I did enjoy Alan Rickman’s brief appearance as the voice of the Blue Caterpillar, as well as Helena Bonham Carter’s role as the Red Queen.  Though I hated the LOOK of the Red Queen, I really loved the chewing-the-scenery mania that Ms. Bonhma Carter brought to her performance.  She was a riot.

But this brings me to the design and look of the finished film, which I really didn’t like (just as I’d feared would be the case from what I saw in the film’s trailers).  One of Tim Burton’s most endearing qualities as a director, it seems to be, has always been the slightly off-kilter look that he has always brought to the design of his films.  When I think back to Edward Scissorhands, Beetlejuice, Batman, and other early Tim Burton films, I always felt that they were wonderfully designed movies, in which every details had been paid attention to.  Mr. Burton and his teams of artists always created a world that felt totally real, and yet slightly left-of-center of our own.

But with Charlie and the Chocolate Factory, and now with Alice in Wonderland, it feels to me like Mr. Burton has lost his touch with design.  Now, instead of being one step left-of-center of our own world, it seems like Mr. Burton just piles on the weirdness and the colors and the sounds to create an unending wall of craziness that pummells the audience.  Perhaps I’m exaggerating to a small degree, but I’m trying to express the way in which Charlie and the Chocolate Factory and Alice in Wonderland felt OVER-designed to my eyes.  The design sense that was once subtly apparent in Mr. Burton’s films has now been applied with a sledge-hammer.

It also hurt that the visual effects were wildly inconsistent.  Some effects looked great — for example, I thought that many of the creatures (the blue caterpillar, the white rabbit, the mice) looked terrific.  But Helena Bonham Carter’s big head effect was terrible, and I thought many of the environments and extended backgrounds looked extremely weak and unconvincing.

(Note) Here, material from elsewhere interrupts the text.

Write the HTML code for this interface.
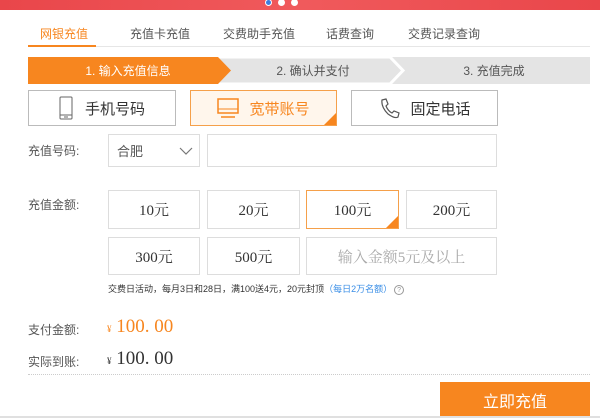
<!DOCTYPE html>
<html><head><meta charset="utf-8"><style>
*{margin:0;padding:0;box-sizing:border-box}
body{width:600px;height:418px;background:#fff;position:relative;overflow:hidden;font-family:"Liberation Sans","Noto Sans CJK SC",sans-serif;color:#333}
.a{position:absolute}
.top{left:0;top:0;width:600px;height:10px;background:linear-gradient(90deg,#e9464a,#f05a5c 50%,#e9464a)}
.dot{top:-1px;width:7px;height:7px;border-radius:50%;background:#fff}
.tab{top:25px;font-size:12px;color:#555}
.box{border:1px solid #ddd;background:#fff;display:flex;align-items:center;justify-content:center;font-family:"Liberation Serif","Noto Serif CJK SC",serif;font-size:15px;color:#333}
.sel{border-color:#f5a04a}
.corner{position:absolute;right:0;bottom:0;width:0;height:0;border-left:12px solid transparent;border-bottom:12px solid #f7861f}
.lbl{font-size:12px;color:#555}
.tb{border:1px solid #bbb;display:flex;align-items:center;justify-content:center;font-size:15px;color:#333;background:#fff}
</style></head><body>
<div class="a top"></div>
<div class="a dot" style="left:265px;background:#3b7de0;border:1px solid #fff"></div>
<div class="a dot" style="left:278px"></div>
<div class="a dot" style="left:291px"></div>

<div class="a tab" style="left:40px;color:#f7861f">网银充值</div>
<div class="a tab" style="left:130px">充值卡充值</div>
<div class="a tab" style="left:223px">交费助手充值</div>
<div class="a tab" style="left:326px">话费查询</div>
<div class="a tab" style="left:408px">交费记录查询</div>
<div class="a" style="left:28px;top:46px;width:562px;height:1px;background:#e6e6e6"></div>
<div class="a" style="left:28px;top:45px;width:68px;height:2px;background:#f7861f"></div>

<svg class="a" style="left:28px;top:57px" width="562" height="27">
<rect x="0" y="0" width="562" height="27" fill="#e4e4e4"/>
<polygon points="180,0 362,0 375,13.5 362,27 180,27 193,13.5" fill="#e4e4e4" stroke="#fff" stroke-width="3"/>
<polygon points="0,0 190,0 203,13.5 190,27 0,27" fill="#f7861f"/>
<text x="100" y="18" text-anchor="middle" font-size="12" fill="#fff" font-family="Liberation Sans,Noto Sans CJK SC,sans-serif">1. 输入充值信息</text>
<text x="285" y="18" text-anchor="middle" font-size="12" fill="#555" font-family="Liberation Sans,Noto Sans CJK SC,sans-serif">2. 确认并支付</text>
<text x="466" y="18" text-anchor="middle" font-size="12" fill="#555" font-family="Liberation Sans,Noto Sans CJK SC,sans-serif">3. 充值完成</text>
</svg>

<div class="a tb" style="left:28px;top:90px;width:148px;height:36px"><svg width="14" height="24" style="margin-right:12px"><rect x="1" y="1" width="12" height="22" rx="1" fill="none" stroke="#666"/><line x1="1" y1="19" x2="13" y2="19" stroke="#666"/><line x1="5" y1="21" x2="9" y2="21" stroke="#666"/></svg>手机号码</div>
<div class="a tb" style="left:190px;top:90px;width:147px;height:36px;border-color:#f5a04a;background:#fff6ec;color:#f7861f"><svg width="22" height="22" style="margin-right:10px"><rect x="1" y="2" width="20" height="14" fill="none" stroke="#f7861f" stroke-width="1.5"/><line x1="1" y1="12" x2="21" y2="12" stroke="#f7861f"/><line x1="4" y1="20" x2="18" y2="20" stroke="#f7861f" stroke-width="1.5"/></svg>宽带账号<div class="corner"></div></div>
<div class="a tb" style="left:351px;top:90px;width:147px;height:36px"><svg width="22" height="22" style="margin-right:10px"><path d="M4 3 L8 2 L10 7 L8 9 Q10 14 14 16 L16 14 L21 16 L20 20 Q17 22 10 17 Q3 10 4 3Z" fill="none" stroke="#555" stroke-width="1.2"/></svg>固定电话</div>

<div class="a lbl" style="left:28px;top:142px">充值号码:</div>
<div class="a box" style="left:108px;top:134px;width:92px;height:33px;justify-content:flex-start;padding-left:8px;font-family:'Liberation Sans','Noto Sans CJK SC',sans-serif;font-size:13px;color:#555">合肥<svg class="a" style="left:70px;top:12px" width="14" height="9"><polyline points="1,1 7,7 13,1" fill="none" stroke="#777" stroke-width="1.2"/></svg></div>
<div class="a box" style="left:207px;top:134px;width:290px;height:33px"></div>

<div class="a lbl" style="left:28px;top:196px">充值金额:</div>
<div class="a box" style="left:108px;top:190px;width:92px;height:39px">10元</div>
<div class="a box" style="left:207px;top:190px;width:93px;height:39px">20元</div>
<div class="a box sel" style="left:306px;top:190px;width:93px;height:39px">100元<div class="corner"></div></div>
<div class="a box" style="left:406px;top:190px;width:91px;height:39px">200元</div>
<div class="a box" style="left:108px;top:237px;width:92px;height:38px">300元</div>
<div class="a box" style="left:207px;top:237px;width:93px;height:38px">500元</div>
<div class="a box" style="left:306px;top:237px;width:191px;height:38px;color:#aaa;font-size:15px">输入金额5元及以上</div>

<div class="a" style="left:108px;top:282px;font-size:9px;color:#333;white-space:nowrap">交费日活动，每月3日和28日，满100送4元，20元封顶<span style="color:#3a8ee6">（每日2万名额）</span><span style="display:inline-block;width:10px;height:10px;border:1px solid #999;border-radius:50%;font-size:7px;text-align:center;line-height:9px;color:#999;margin-left:2px">?</span></div>

<div class="a lbl" style="left:28px;top:321px">支付金额:</div>
<div class="a" style="left:107px;top:316px;font-family:'Liberation Serif',serif;color:#f7861f;font-size:19px;white-space:nowrap"><span style="font-size:9px">¥</span> 100. 00</div>
<div class="a lbl" style="left:28px;top:353px">实际到账:</div>
<div class="a" style="left:107px;top:348px;font-family:'Liberation Serif',serif;color:#333;font-size:19px;white-space:nowrap"><span style="font-size:9px">¥</span> 100. 00</div>
<div class="a" style="left:28px;top:374px;width:562px;border-top:1px dotted #ccc"></div>
<div class="a" style="left:440px;top:382px;width:150px;height:36px;background:#f7861f;color:#fff;font-size:16px;display:flex;align-items:center;justify-content:center">立即充值</div>
<div class="a" style="left:0;top:416px;width:600px;height:2px;background:#e0e0e0"></div>
</body></html>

Then there’s the story of the film.  As I’ve joked about in the past few weeks’ worth of cartoons, I thought it was pretty silly to try to impose a Joseph Campell-type “chosen hero” story-line onto Alice in Wonderland.  All of the talk about how Alice had a chosen destiny to save Wonderland just seemed like a lazy screenwriter’s way to try to shove some drama into the film.  And that the story built to Alice’s having to pick up a sword and go lead an army to fight a dragon (or, in this case, a Jabberwocky), all Lord of the Rings style, just made me laugh.

I think I’ve given this film far more words than it deserves.  Is Tim Burton’s Alice in Wonderland the worst film released this year?  Of course not, far from it.  But it’s just a disappointingly medicore offering from a once-great director.  As a fan, I hope that the next decade proves to be more creatively fruitful for Mr. Burton than the last one did.